# Best method for support on overhead curves



## Mike Toney (Feb 25, 2009)

We are putting our large scale indoors for right now, I am using 1x6 planks for the shelfs along the wall and a section of stained plywood for the curves so I can put a display of a few ceramic xmas buildings in each corner. But, I have atleast 2 places I need the shelf to follow the curvature of the track. I am using LGB R1 curved track. I did this one by using short pieces of straight shelf work, but the overall effect and look was poor. I am gusssing the only way is to rip them from a sheet of wood. Anybody near Kokomo IN that is good with cutting curves from wood? Thanks Mike and Michele T


----------



## Treeman (Jan 6, 2008)

At the local Menards you can find wide glued up 1" boards I think up to 20". The edges would look a lot better than plywood, and you could get a pretty good curve cut with a jig saw. I used all 1" when I ran a double line around the shop. Some of it is a wall shelf and some is suspended from the ceiling, with enough grade one line passes over the other. We have one picture of this on our web site, the Garden RR page.


----------



## RRT114 (Mar 8, 2008)

I did my overhead layout with plywood also. I used 8 foot curves, but the same would apply for you.I just used the 90 degree angle that is already there on all four corner of the plywood, and put the curve track on the playwood, traced it, went to a discount appliance store, bought a low price Jig-Saw, cut the pieces out, and used the metal "L" shelf brackets.

THEN i cut the straight pieces to fit between the four corners., and again used the brackets.

Came out decent, bit this was for a bedroom, nothing fancy. But the brackets come in all different colors and sizes from Lowes.



These Pictures were taken from a Camera Cell phone, so not the best quality, but at least viewable.





























Hope this helps,

Ryan


----------



## RRT114 (Mar 8, 2008)

O, and I also did a double coat of a nice Brown semi gloss paint,before i put it up there, came out great.


----------



## Mike Toney (Feb 25, 2009)

Looks great Ryan, thats bascily what I have done with 2 of my corners, its the other two that need something else. I could go that route again, but I would need to make brackets to mount the board to the ceiling, there is no wall below shelf board in those 2 turns as the are over open hallways. I will have to picture it in my mind tonight, see if I like it. Thanks for sharing the pics. I will take one of the corner I have done and post it up. Mike


----------



## Mike Toney (Feb 25, 2009)

Ok, here is a pic of the corner that is done, the short stretch above the TV and the gap between the two sections that spans the hallway entrance, where the quandry lies on what to use for the corner. I could do a solid corner section like in the first pic, then I would have more room for my ceramic building collection. It used to be behind the track when I had O scale on the old layout in our mobile home. With G, there isnt enough room for anything but false fronts behind the track. Mike


----------



## RRT114 (Mar 8, 2008)

Very Nice!

Hmmm......That does look like it will take a little thought to figure out. I have a similar section like that. 

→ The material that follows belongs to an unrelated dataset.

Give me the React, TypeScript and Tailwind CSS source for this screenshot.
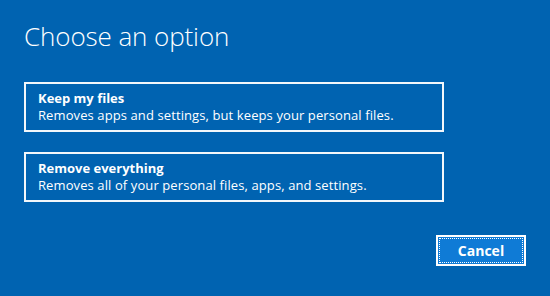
export default function App() {
  const options = [
    { title: "Keep my files", desc: "Removes apps and settings, but keeps your personal files." },
    { title: "Remove everything", desc: "Removes all of your personal files, apps, and settings." },
  ];

  return (
    <div
      className="w-[550px] h-[296px] bg-[#0063b1] text-white flex flex-col px-6"
      style={{ fontFamily: '"Open Sans", "Noto Sans", sans-serif' }}
    >
      <h1 className="mt-[19px] text-[26px] font-light leading-[35px] tracking-[-0.1px]">Choose an option</h1>

      <div className="mt-[28px] flex flex-col gap-[20px] w-[420px]">
        {options.map((o) => (
          <button
            key={o.title}
            type="button"
            className="h-[50px] border-2 border-white/95 px-[12px] flex flex-col justify-center text-left"
          >
            <span className="text-[13px] font-bold leading-[17px]">{o.title}</span>
            <span className="text-[13px] leading-[17px] tracking-[0.1px]">{o.desc}</span>
          </button>
        ))}
      </div>

      <div className="mt-[33px] flex justify-end w-[502px]">
        <button
          type="button"
          className="w-[90px] h-[31px] border-2 border-white bg-[#0f7bd6] p-[1px]"
        >
          <span className="flex h-full w-full items-center justify-center border border-dotted border-white text-[14px] font-bold">
            Cancel
          </span>
        </button>
      </div>
    </div>
  );
}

For that corner piece, I made the corner piece have a larger straight section (No separate straight section from above the door to the until about 2 feet behind the Dots Caboose)


You can see I just drilled an anchor into the ceiling and attached a piece of wire (Just did that quick, I'm not sure what i'l put their permanently, probably a decorative chain or the like) so that it doesn't sage when i run heavy engines over it.


You could probably just design a "Cradle" of some sort and drill holes, use anchors, and that should support it up there...I did not have to do that to hold a whole piece up there for this project.

HOWEVER, I doo kknow that Lowes and other hardware stores carry the "L" brakets that are a perfect 90 degree angle, which you could use upside down, so you can use them above the door, and the TV, They are almost like a braket for woodworking, not sure what they are called, but they would probably work in thos areas. They are just "Metal looking, So maybe paint would spruce them up. If I new the word for them I would get a pic, but i don't.





























Hope this helps a little

Ryan


----------



## RRT114 (Mar 8, 2008)

The Bracket I was talking about looks very much like this, it is only longer, usually different sizes. So you may be able to use these in those places you can't use the other brackets


----------



## TheManny (Jan 3, 2008)

Here's a link to the overhead train system that I built for my daughter. I used one-inch unfinished boards, sanded and stained them, and used dowel pins and pressure from a cable to hold it together. The whole structure rests on finished wood shelf brackets, each with a single screw attached to the studs.
Manny


----------